The writ of summons shall provide a basis for the parties and the court to hear the case in a sound manner. Claims, prayers for relief and the factual and legal grounds shall be stated in such a manner as to enable the defendant to consider the claims and prepare the case. The claimant’s argumentation shall not go further than necessary to satisfy these requirements. Furthermore, the writ of summons shall give the court a basis for assessing its jurisdiction and shall provide the necessary information to enable the writ of summons to be served and to contact the parties.

Some cases must be heard by a conciliation board before being brought to the ordinary courts. The requirements for an initial complaint to a conciliation board are almost identical to those described above.

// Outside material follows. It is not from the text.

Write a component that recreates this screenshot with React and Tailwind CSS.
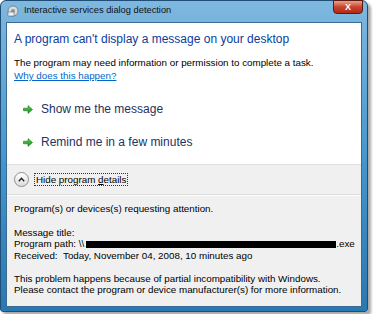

However, it is not uncommon for the complaint to be somewhat simpler and shorter than a writ of summons.

It is the responsibility of the court to serve the defendant with the writ of summons. This can be carried out in several ways. If the defendant is represented by a lawyer, the documents are usually served by means of electronic communication. The lawyer who receives the service must confirm receipt on behalf of their client as soon as possible, and at the latest within the deadline specified in the transmission. Service can also be done by ordinary post, either by regular letter with acknowledgement of receipt or by registered letter. Furthermore, if service as described above is not successful, the court may seek to serve the defendant through other means, such as a process server.

If the respondent is domiciled outside Norway, the manner of service will be governed by applicable international treaties. The most important convention is the Convention of 15 November 1965 on the Service Abroad of Judicial and Extrajudicial Documents in Civil or Commercial Matters (the Hague Convention 1965). Within the Nordic region, the agreement of 26 April 1974 between Norway, Denmark, Finland, Iceland and Sweden applies. The agreement simplifies the procedure for sending letters of requests and contains rules on which languages can be used.

When a defendant is served the writ of summons, they are also ordered to submit their answer or statement of defence within a certain deadline.

A party shall be deemed to be unlawfully absent if they do not submit a response to the lawsuit within the deadline. The defendant may, by way of reinstatement, be permitted by the court to take the necessary procedural action and continue the action in the same position as before the omission.

The court shall reject the case if the claimant is unlawfully absent because they have not responded to the lawsuit, and the court does not grant reinstatement. It is a prerequisite for rejection that the defendant has been informed of the consequences.

The Norwegian legal system allows for class actions, both opt-in and opt-out.

A class action can only be brought if:

  • several legal persons have claims or obligations for which the factual or legal basis is identical or substantially similar;
  • the claims can be heard by a court with the same composition and principally in accordance with the same procedural rules;
  • class procedure is the most appropriate method of hearing the claims; and
  • it is possible to nominate a class representative.

Only persons who could have brought or joined an ordinary action before the Norwegian courts may be class members.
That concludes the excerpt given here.